Au final, l’investissement dans la diplomatie douce, ou plus précisément en misant sur les spécificités et les différences de cette dernière semble, à tous les coups, apporter un plus dans la gibecière, même en cas de vent défavorable. Cependant,il ne faudrait pas tomber dans un angelisme aveuglant; Il faudrait souligner qu’atteindre des objectifs conscients ou inconscients à travers le soft Power n’est pas toujours aisé. Si le sport power est indéniablement un créneau porteur, cette forme de puissance est assez fragile, volatile et à double tranchant.

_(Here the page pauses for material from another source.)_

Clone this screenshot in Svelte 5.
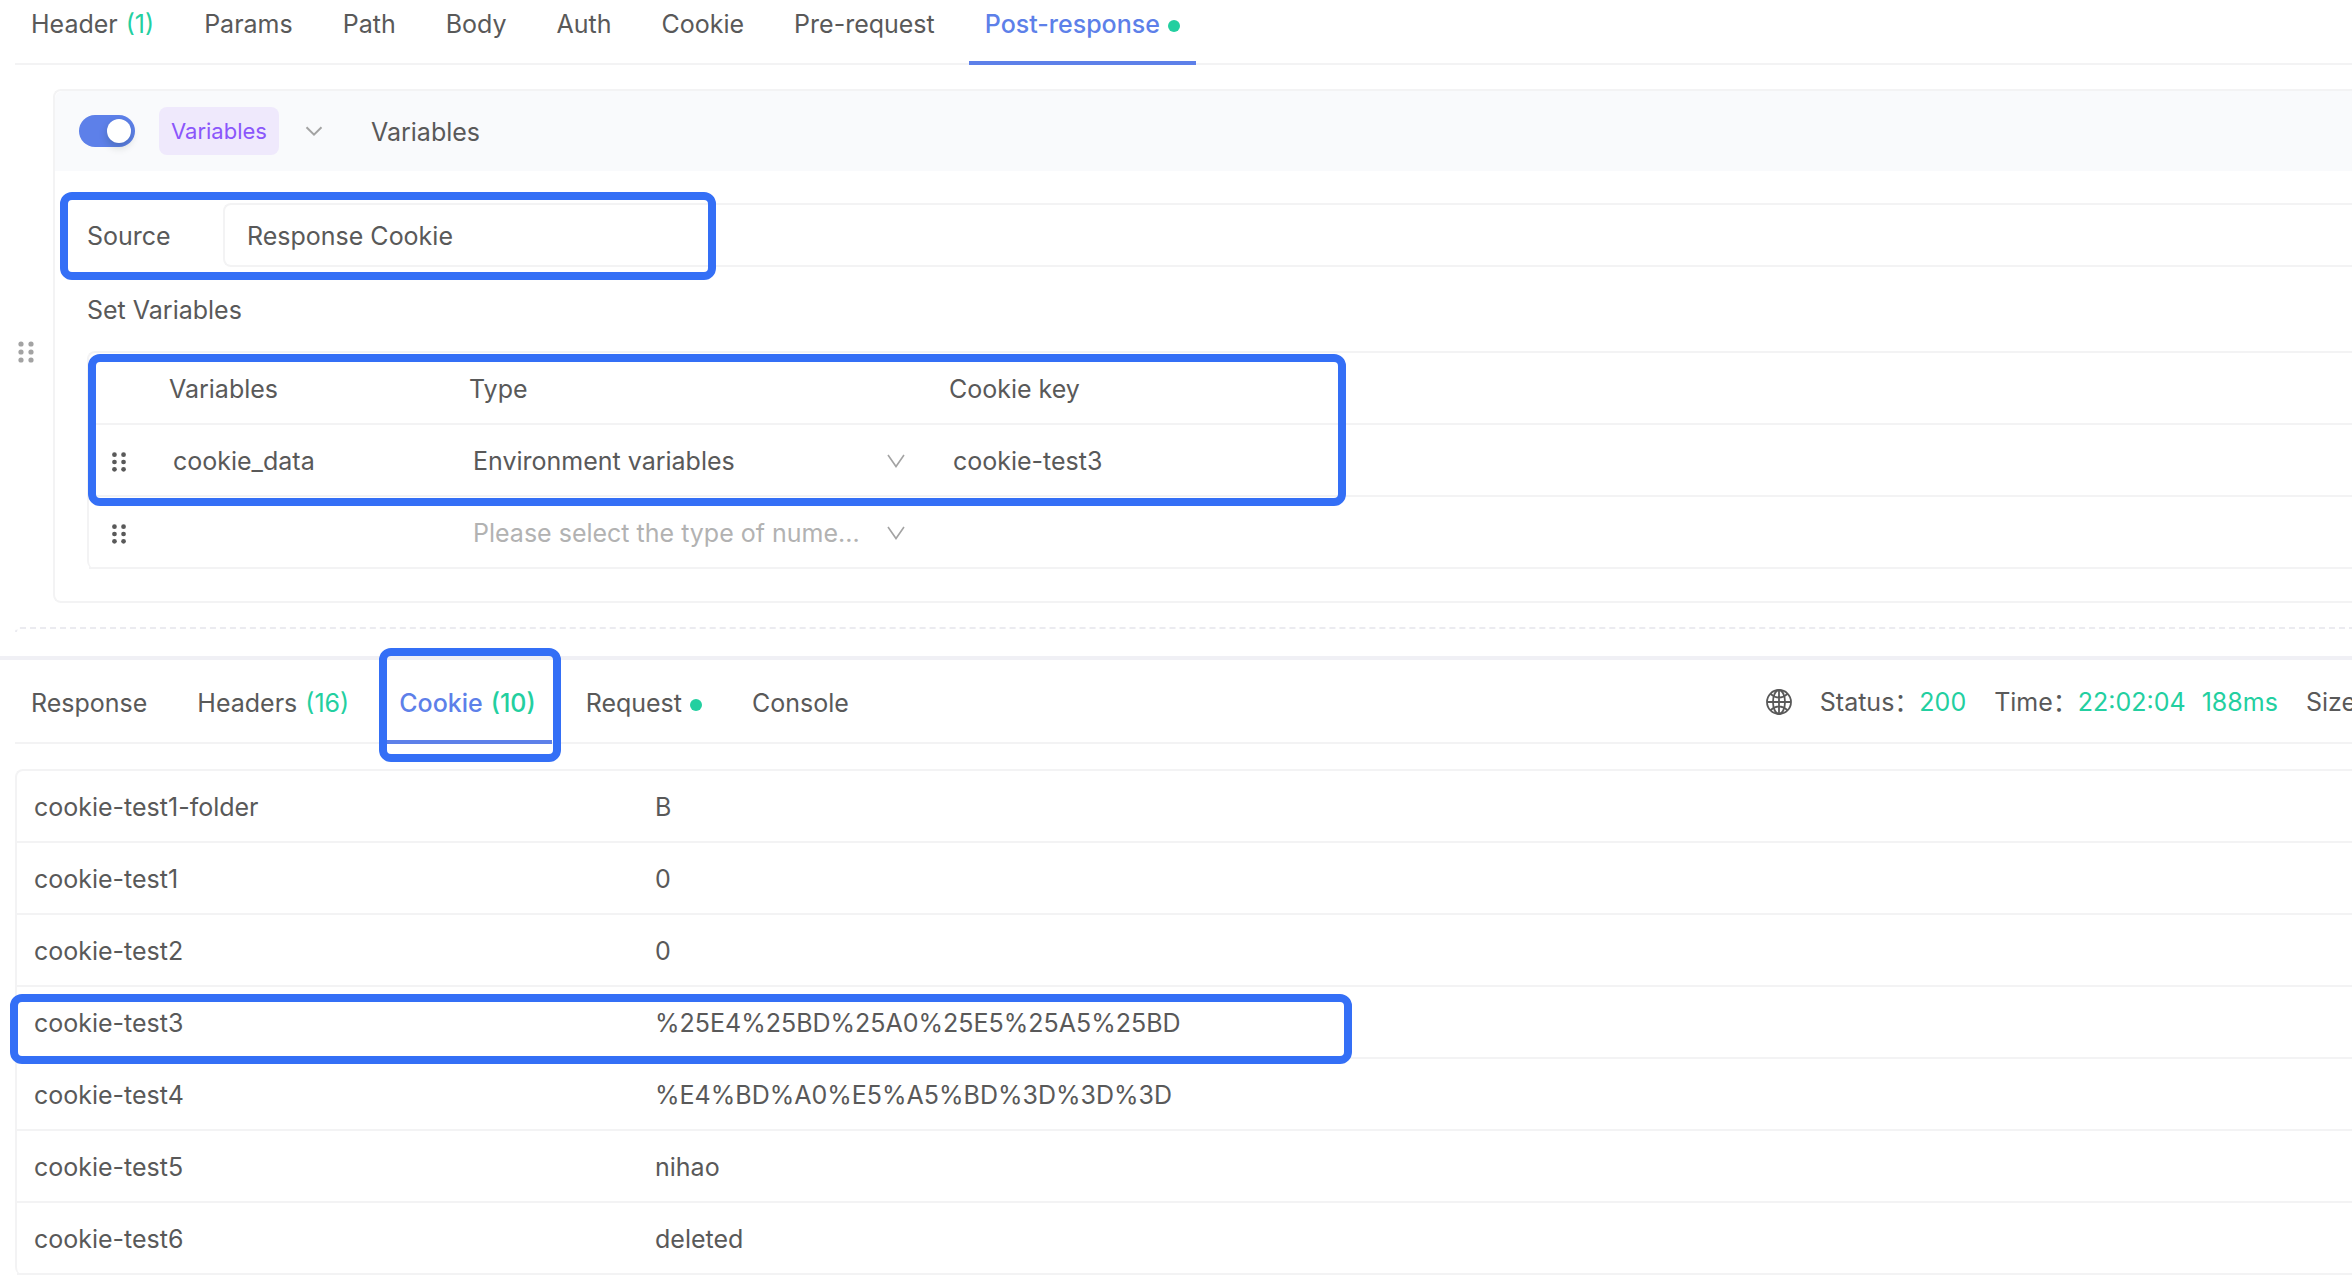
<script lang="ts">
  const requestTabs = [
    { label: 'Header', count: 1 },
    { label: 'Params' },
    { label: 'Path' },
    { label: 'Body' },
    { label: 'Auth' },
    { label: 'Cookie' },
    { label: 'Pre-request' },
    { label: 'Post-response', dot: true },
  ];

  const responseTabs = [
    { label: 'Response' },
    { label: 'Headers', count: 16 },
    { label: 'Cookie', count: 10 },
    { label: 'Request', dot: true },
    { label: 'Console' },
  ];

  const cookies = [
    { name: 'cookie-test1-folder', value: 'B' },
    { name: 'cookie-test1', value: '0' },
    { name: 'cookie-test2', value: '0' },
    { name: 'cookie-test3', value: '%25E4%25BD%25A0%25E5%25A5%25BD' },
    { name: 'cookie-test4', value: '%E4%BD%A0%E5%A5%BD%3D%3D%3D' },
    { name: 'cookie-test5', value: 'nihao' },
    { name: 'cookie-test6', value: 'deleted' },
  ];

  const variables = [
    { name: 'cookie_data', type: 'Environment variables', key: 'cookie-test3' },
    { name: '', type: '', key: '' },
  ];

  let requestTab = $state('Post-response');
  let responseTab = $state('Cookie');
  let enabled = $state(true);
</script>

{#snippet handle()}
  <svg class="handle" viewBox="0 0 16 22" aria-hidden="true">
    <circle cx="3" cy="3" r="2.6" />
    <circle cx="13" cy="3" r="2.6" />
    <circle cx="3" cy="11" r="2.6" />
    <circle cx="13" cy="11" r="2.6" />
    <circle cx="3" cy="19" r="2.6" />
    <circle cx="13" cy="19" r="2.6" />
  </svg>
{/snippet}

{#snippet tabs(items, active, pick, marked)}
  <div class="tabs" role="tablist">
    {#each items as tab}
      <button
        class="tab"
        class:active={tab.label === active}
        role="tab"
        aria-selected={tab.label === active}
        onclick={() => pick(tab.label)}>
        {tab.label}
        {#if tab.count}<span class="count">({tab.count})</span>{/if}
        {#if tab.dot}<span class="dot"></span>{/if}
        {#if tab.label === marked}<span class="mark mark-tab"></span>{/if}
      </button>
    {/each}
  </div>
{/snippet}

<div class="page">
  <section class="request">
    <div class="bar">
      {@render tabs(requestTabs, requestTab, (t) => (requestTab = t), '')}
    </div>

    <div class="step">
      <div class="grip">{@render handle()}</div>
      <div class="card">
        <header>
          <input
            class="switch"
            type="checkbox"
            role="switch"
            aria-label="Enabled"
            bind:checked={enabled} />
          <span class="tag">Variables</span>
          <button class="fold" aria-label="Collapse">
            <svg viewBox="0 0 18 10" width="18" height="10">
              <path d="M1.5 1.2 L9 8.6 L16.5 1.2" />
            </svg>
          </button>
          <span class="title">Variables</span>
        </header>

        <div class="content">
          <div class="source">
            <label for="source">Source</label>
            <select id="source">
              <option>Response Cookie</option>
            </select>
            <span class="mark mark-source"></span>
          </div>

          <p>Set Variables</p>

          <div class="variables">
            <table>
              <thead>
                <tr>
                  <th class="col-grip"></th>
                  <th class="col-name">Variables</th>
                  <th class="col-type">Type</th>
                  <th>Cookie key</th>
                </tr>
              </thead>
              <tbody>
                {#each variables as row}
                  <tr>
                    <td class="col-grip">{@render handle()}</td>
                    <td><input aria-label="Variable" value={row.name} /></td>
                    <td>
                      <div class="type">
                        <select aria-label="Type" class:empty={!row.type}>
                          <option>{row.type || 'Please select the type of nume...'}</option>
                        </select>
                        <svg viewBox="0 0 18 14" width="18" height="14" aria-hidden="true">
                          <path d="M1 1 L9 12.5 L17 1" />
                        </svg>
                      </div>
                    </td>
                    <td><input aria-label="Cookie key" value={row.key} /></td>
                  </tr>
                {/each}
              </tbody>
            </table>
            <span class="mark mark-variables"></span>
          </div>
        </div>
      </div>
    </div>

    <div class="drop-clip"><div class="drop"></div></div>
  </section>

  <section class="response">
    <div class="bar">
      {@render tabs(responseTabs, responseTab, (t) => (responseTab = t), 'Cookie')}
      <div class="status">
        <svg class="globe" viewBox="0 0 26 26" width="26" height="26" aria-hidden="true">
          <circle cx="13" cy="13" r="12" />
          <ellipse cx="13" cy="13" rx="6" ry="12" />
          <path d="M13 1 V25 M1 13 H25 M4.5 4.8 Q13 12.4 21.5 4.8 M4.5 21.2 Q13 13.6 21.5 21.2" />
        </svg>
        <span>Status：<b>200</b></span>
        <span>Time：<b>22:02:04</b><b class="ms">188ms</b></span>
        <span>Size</span>
      </div>
    </div>

    <div class="cookies">
      <table>
        <tbody>
          {#each cookies as cookie}
            <tr>
              <td class="cookie-name">
                {cookie.name}
                {#if cookie.name === 'cookie-test3'}<span class="mark mark-row"></span>{/if}
              </td>
              <td>{cookie.value}</td>
            </tr>
          {/each}
        </tbody>
      </table>
    </div>
  </section>
</div>

<style>
  :global(body) {
    background: #fff;
  }

  .page {
    --text: #595959;
    --line: #f3f3f4;
    --primary: #5d80e9;
    --green: #23cfa0;
    --mark: #346ff6;
    height: 100vh;
    overflow: hidden;
    color: var(--text);
    font-family: Inter, 'Noto Sans CJK SC', sans-serif;
    font-size: 25px;
    line-height: 40px;
  }

  .page * {
    box-sizing: border-box;
  }

  button,
  input,
  select {
    margin: 0;
    padding: 0;
    border: 0;
    outline: 0;
    background: none;
    color: inherit;
    font: inherit;
  }

  select {
    appearance: none;
  }

  svg {
    display: block;
    flex: none;
    fill: none;
    stroke: #a3a3a3;
    stroke-width: 2;
  }

  /* tabs */

  .bar {
    display: flex;
    height: 84px;
    margin-left: 15px;
    border-bottom: 2px solid var(--line);
  }

  /* the request pane is scrolled down a little */
  .request .bar {
    margin-top: -19px;
  }

  .tabs {
    display: flex;
    gap: 18px;
  }

  .tab {
    position: relative;
    display: flex;
    align-items: center;
    gap: 8px;
    height: 84px;
    padding: 1px 16px 0;
    white-space: nowrap;
    cursor: pointer;
  }

  .tab.active {
    color: var(--primary);
    font-weight: 500;
    box-shadow: inset 0 -4px 0 var(--primary);
  }

  .count {
    color: var(--green);
  }

  .dot {
    width: 12px;
    height: 12px;
    margin-top: 4px;
    border-radius: 50%;
    background: var(--green);
  }

  /* processor card */

  .step {
    display: flex;
    margin-top: 24px;
  }

  .grip {
    display: flex;
    align-items: center;
    width: 53px;
    padding: 12px 0 0 18px;
  }

  .handle {
    width: 16px;
    height: 22px;
    fill: #a3a3a3;
    stroke: none;
  }

  .card {
    flex: 1;
    border: 2px solid var(--line);
    border-right: 0;
    border-radius: 8px 0 0 8px;
  }

  .card header {
    display: flex;
    align-items: center;
    height: 80px;
    padding-left: 24px;
    border-radius: 8px 0 0 0;
    background: #f9fafc;
  }

  .switch {
    appearance: none;
    display: flex;
    align-items: center;
    justify-content: flex-end;
    width: 56px;
    height: 32px;
    padding: 4px;
    border-radius: 16px;
    background: var(--primary);
  }

  .switch::before {
    content: '';
    width: 24px;
    height: 24px;
    border-radius: 50%;
    background: #fff;
    box-shadow: 0 4px 8px rgba(0, 35, 11, 0.2);
  }

  .switch:not(:checked) {
    justify-content: flex-start;
    background: #bfbfbf;
  }

  .tag {
    height: 48px;
    margin-left: 24px;
    padding: 0 12px;
    border-radius: 8px;
    background: #efe9fc;
    color: #8a56fb;
    font-size: 22px;
    line-height: 48px;
  }

  .fold {
    margin: 0 48px 0 26px;
  }

  .title {
    padding-top: 2px;
  }

  .content {
    padding: 32px 0 32px 32px;
  }

  .source {
    position: relative;
    display: flex;
    align-items: center;
    height: 64px;
  }

  .source label {
    width: 136px;
    padding-top: 2px;
  }

  .source select {
    flex: 1;
    height: 64px;
    padding: 2px 0 0 22px;
    border: 2px solid var(--line);
    border-right: 0;
    border-radius: 8px 0 0 8px;
  }

  .content p {
    margin: 0;
    padding: 23px 0 21px;
  }

  .variables,
  .cookies {
    position: relative;
    border: 2px solid var(--line);
    border-width: 2px 0 0 2px;
    border-radius: 8px 0 0 8px;
  }

  table {
    width: 100%;
    border-spacing: 0;
    table-layout: fixed;
  }

  th,
  td {
    height: 72px;
    padding: 2px 12px 0;
    border-bottom: 2px solid var(--line);
    font-weight: 400;
    text-align: left;
  }

  .col-grip {
    width: 68px;
    padding: 4px 0 0 22px;
  }

  .col-grip .handle {
    height: 20px;
    fill: #595959;
  }

  .col-name {
    width: 300px;
  }

  .col-type {
    width: 480px;
  }

  td input {
    width: 100%;
    padding-left: 4px;
  }

  .type {
    display: flex;
    align-items: center;
    gap: 16px;
    padding: 0 20px 0 4px;
  }

  .type select {
    flex: 1;
    min-width: 0;
  }

  .type svg {
    stroke-width: 1.6;
  }

  .empty {
    color: #b2b2b2;
  }

  .drop-clip {
    height: 29px;
    margin: 24px 0 0 15px;
    overflow: hidden;
  }

  .drop {
    height: 5px;
    border: 2px dashed #ebebf0;
    border-width: 2px 0 0 2px;
    border-radius: 8px 0 0 0;
  }

  /* response pane */

  .response {
    border-top: 4px solid #f0f0f5;
  }

  .status {
    display: flex;
    align-items: center;
    gap: 28px;
    margin: 0 -4px 0 auto;
    padding-top: 2px;
    white-space: nowrap;
  }

  .status b {
    color: var(--green);
    font-weight: 400;
  }

  .status .ms {
    margin-left: 16px;
  }

  .globe {
    stroke: #595959;
    stroke-width: 1.8;
  }

  .cookies {
    margin: 25px 0 0 15px;
  }

  .cookies td {
    padding-left: 17px;
  }

  .cookies .cookie-name {
    position: relative;
    width: 621px;
  }

  /* callout frames */

  .mark {
    position: absolute;
    border: 8px solid var(--mark);
    border-radius: 12px;
    pointer-events: none;
  }

  .mark-tab {
    top: -12px;
    left: -4px;
    width: 182px;
    height: 114px;
  }

  .mark-source {
    top: -11px;
    left: -27px;
    width: 656px;
    height: 88px;
  }

  .mark-variables {
    top: 1px;
    left: -1px;
    width: 1258px;
    height: 152px;
  }

  .mark-row {
    top: 7px;
    left: -7px;
    width: 1342px;
    height: 70px;
  }
</style>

La surexposition à laquelle conduit par exemple cette dernière peut, au-delà de policer une image, inspirer crainte à « l’extérieur » et attirer des critiques « sur l’intérieur ». Autrement dit, la surexposition qui accompagne tous types de soft power pourrait être perçu dans le pire des cas comme une forme de stratégie hégémonique moderne et pourrait également conduire à un intérêt accru sur les déficits des politiques internes des États usants à l’excès de cette corde diplomatique. Comme quoi, même l’investissement dans le coton à ses contraintes et ses risques.  

Dr. Sali Bouba Oumarou, le 23 juin 2018.